#### Do this:
Copy the data exactly; pictures stay out of the copy.

#### Material provided:
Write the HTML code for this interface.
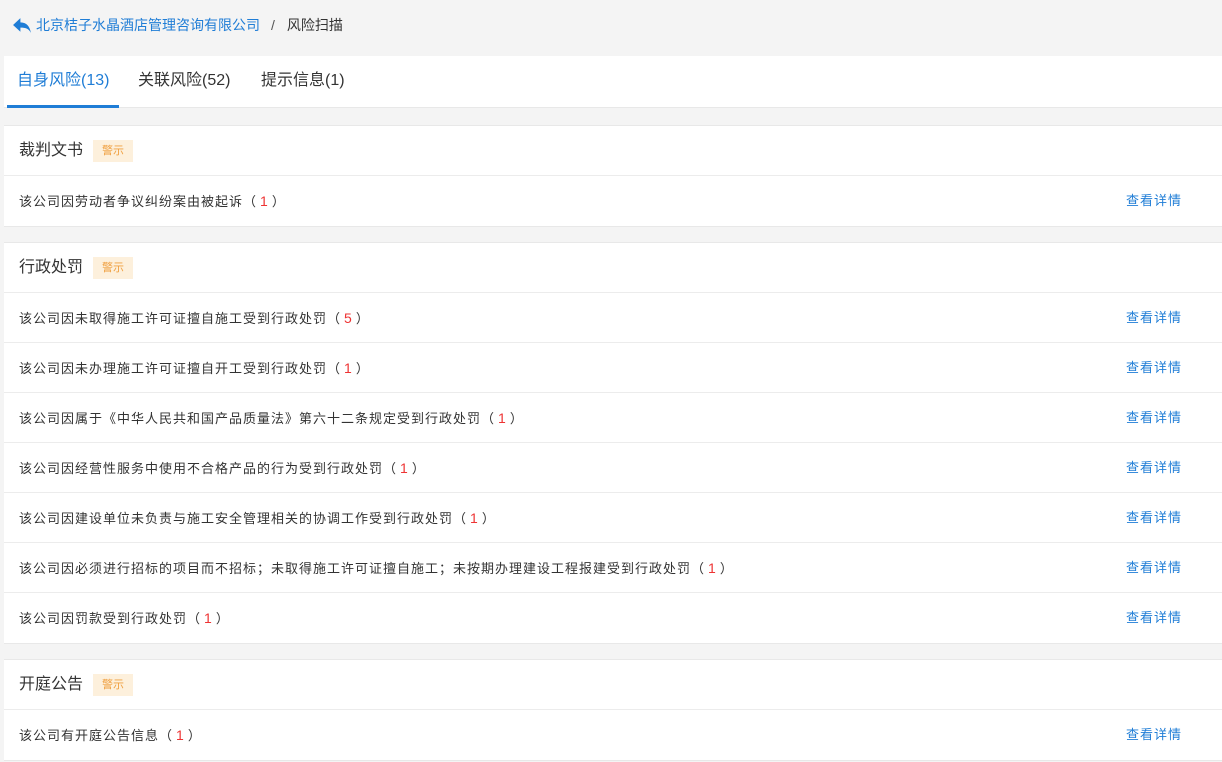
<!DOCTYPE html>
<html><head><meta charset="utf-8"><style>
*{margin:0;padding:0;box-sizing:border-box}
body{width:1222px;height:762px;overflow:hidden;background:#f4f4f4;font-family:"Liberation Sans","Noto Sans CJK SC",sans-serif;color:#333}
.bc{position:absolute;left:12px;top:16px;font-size:14px;height:18px;line-height:18px;display:flex;align-items:center}
.bc a{color:#1f7dd6}
.bc .sep{margin:0 12px 0 11px;color:#555}
.tabs{position:absolute;left:4px;top:56px;width:1218px;height:52px;background:#fff;border-bottom:1px solid #e8e8e8}
.tab{position:absolute;top:0;height:52px;line-height:50px;font-size:16px;color:#333}
.tab.on{color:#1f7dd6;border-bottom:3px solid #1f7dd6}
.card{position:absolute;left:4px;width:1218px;background:#fff;border-top:1px solid #e8e8e8;border-bottom:1px solid #e8e8e8}
.hd{height:50px;line-height:50px;padding-left:15px;font-size:16px;border-bottom:1px solid #ececec;display:flex;align-items:center}
.tag{display:inline-block;margin-left:10px;background:#fdf0dc;color:#f0a040;font-size:11px;height:22px;line-height:22px;padding:0 9px}
.row{height:50px;line-height:50px;padding-left:15px;font-size:13px;letter-spacing:1px;border-bottom:1px solid #ececec;position:relative}
.row:last-child{border-bottom:none}
.row b{font-weight:normal;color:#e33;font-size:14px;margin:0 3px}
.row a{position:absolute;left:1122px;top:0;color:#1f7dd6}
</style></head><body>
<div class="bc"><svg width="21" height="17" viewBox="0 0 20 16"><path d="M8 1 L1 7.5 L8 14 L8 10 C13 10 16 11 18 15 C17 9 14 5 8 5 Z" fill="#1f7dd6"/></svg><a style="margin-left:3px">北京桔子水晶酒店管理咨询有限公司</a><span class="sep">/</span><span>风险扫描</span></div>
<div class="tabs">
<div class="tab on" style="left:3px;width:112px;padding-left:10px">自身风险(13)</div>
<div class="tab" style="left:134px">关联风险(52)</div>
<div class="tab" style="left:257px">提示信息(1)</div>
</div>
<div class="card" style="top:125px">
<div class="hd">裁判文书<span class="tag">警示</span></div>
<div class="row">该公司因劳动者争议纠纷案由被起诉（<b>1</b>）<a>查看详情</a></div>
</div>
<div class="card" style="top:242px">
<div class="hd">行政处罚<span class="tag">警示</span></div>
<div class="row">该公司因未取得施工许可证擅自施工受到行政处罚（<b>5</b>）<a>查看详情</a></div>
<div class="row">该公司因未办理施工许可证擅自开工受到行政处罚（<b>1</b>）<a>查看详情</a></div>
<div class="row">该公司因属于《中华人民共和国产品质量法》第六十二条规定受到行政处罚（<b>1</b>）<a>查看详情</a></div>
<div class="row">该公司因经营性服务中使用不合格产品的行为受到行政处罚（<b>1</b>）<a>查看详情</a></div>
<div class="row">该公司因建设单位未负责与施工安全管理相关的协调工作受到行政处罚（<b>1</b>）<a>查看详情</a></div>
<div class="row">该公司因必须进行招标的项目而不招标；未取得施工许可证擅自施工；未按期办理建设工程报建受到行政处罚（<b>1</b>）<a>查看详情</a></div>
<div class="row">该公司因罚款受到行政处罚（<b>1</b>）<a>查看详情</a></div>
</div>
<div class="card" style="top:659px">
<div class="hd">开庭公告<span class="tag">警示</span></div>
<div class="row">该公司有开庭公告信息（<b>1</b>）<a>查看详情</a></div>
</div>
</body></html>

#### Answer to the problem:
Write the HTML code for this interface.
<!DOCTYPE html>
<html><head><meta charset="utf-8"><style>
*{margin:0;padding:0;box-sizing:border-box}
body{width:1222px;height:762px;overflow:hidden;background:#f4f4f4;font-family:"Liberation Sans","Noto Sans CJK SC",sans-serif;color:#333}
.bc{position:absolute;left:12px;top:16px;font-size:14px;height:18px;line-height:18px;display:flex;align-items:center}
.bc a{color:#1f7dd6}
.bc .sep{margin:0 12px 0 11px;color:#555}
.tabs{position:absolute;left:4px;top:56px;width:1218px;height:52px;background:#fff;border-bottom:1px solid #e8e8e8}
.tab{position:absolute;top:0;height:52px;line-height:50px;font-size:16px;color:#333}
.tab.on{color:#1f7dd6;border-bottom:3px solid #1f7dd6}
.card{position:absolute;left:4px;width:1218px;background:#fff;border-top:1px solid #e8e8e8;border-bottom:1px solid #e8e8e8}
.hd{height:50px;line-height:50px;padding-left:15px;font-size:16px;border-bottom:1px solid #ececec;display:flex;align-items:center}
.tag{display:inline-block;margin-left:10px;background:#fdf0dc;color:#f0a040;font-size:11px;height:22px;line-height:22px;padding:0 9px}
.row{height:50px;line-height:50px;padding-left:15px;font-size:13px;letter-spacing:1px;border-bottom:1px solid #ececec;position:relative}
.row:last-child{border-bottom:none}
.row b{font-weight:normal;color:#e33;font-size:14px;margin:0 3px}
.row a{position:absolute;left:1122px;top:0;color:#1f7dd6}
</style></head><body>
<div class="bc"><svg width="21" height="17" viewBox="0 0 20 16"><path d="M8 1 L1 7.5 L8 14 L8 10 C13 10 16 11 18 15 C17 9 14 5 8 5 Z" fill="#1f7dd6"/></svg><a style="margin-left:3px">北京桔子水晶酒店管理咨询有限公司</a><span class="sep">/</span><span>风险扫描</span></div>
<div class="tabs">
<div class="tab on" style="left:3px;width:112px;padding-left:10px">自身风险(13)</div>
<div class="tab" style="left:134px">关联风险(52)</div>
<div class="tab" style="left:257px">提示信息(1)</div>
</div>
<div class="card" style="top:125px">
<div class="hd">裁判文书<span class="tag">警示</span></div>
<div class="row">该公司因劳动者争议纠纷案由被起诉（<b>1</b>）<a>查看详情</a></div>
</div>
<div class="card" style="top:242px">
<div class="hd">行政处罚<span class="tag">警示</span></div>
<div class="row">该公司因未取得施工许可证擅自施工受到行政处罚（<b>5</b>）<a>查看详情</a></div>
<div class="row">该公司因未办理施工许可证擅自开工受到行政处罚（<b>1</b>）<a>查看详情</a></div>
<div class="row">该公司因属于《中华人民共和国产品质量法》第六十二条规定受到行政处罚（<b>1</b>）<a>查看详情</a></div>
<div class="row">该公司因经营性服务中使用不合格产品的行为受到行政处罚（<b>1</b>）<a>查看详情</a></div>
<div class="row">该公司因建设单位未负责与施工安全管理相关的协调工作受到行政处罚（<b>1</b>）<a>查看详情</a></div>
<div class="row">该公司因必须进行招标的项目而不招标；未取得施工许可证擅自施工；未按期办理建设工程报建受到行政处罚（<b>1</b>）<a>查看详情</a></div>
<div class="row">该公司因罚款受到行政处罚（<b>1</b>）<a>查看详情</a></div>
</div>
<div class="card" style="top:659px">
<div class="hd">开庭公告<span class="tag">警示</span></div>
<div class="row">该公司有开庭公告信息（<b>1</b>）<a>查看详情</a></div>
</div>
</body></html>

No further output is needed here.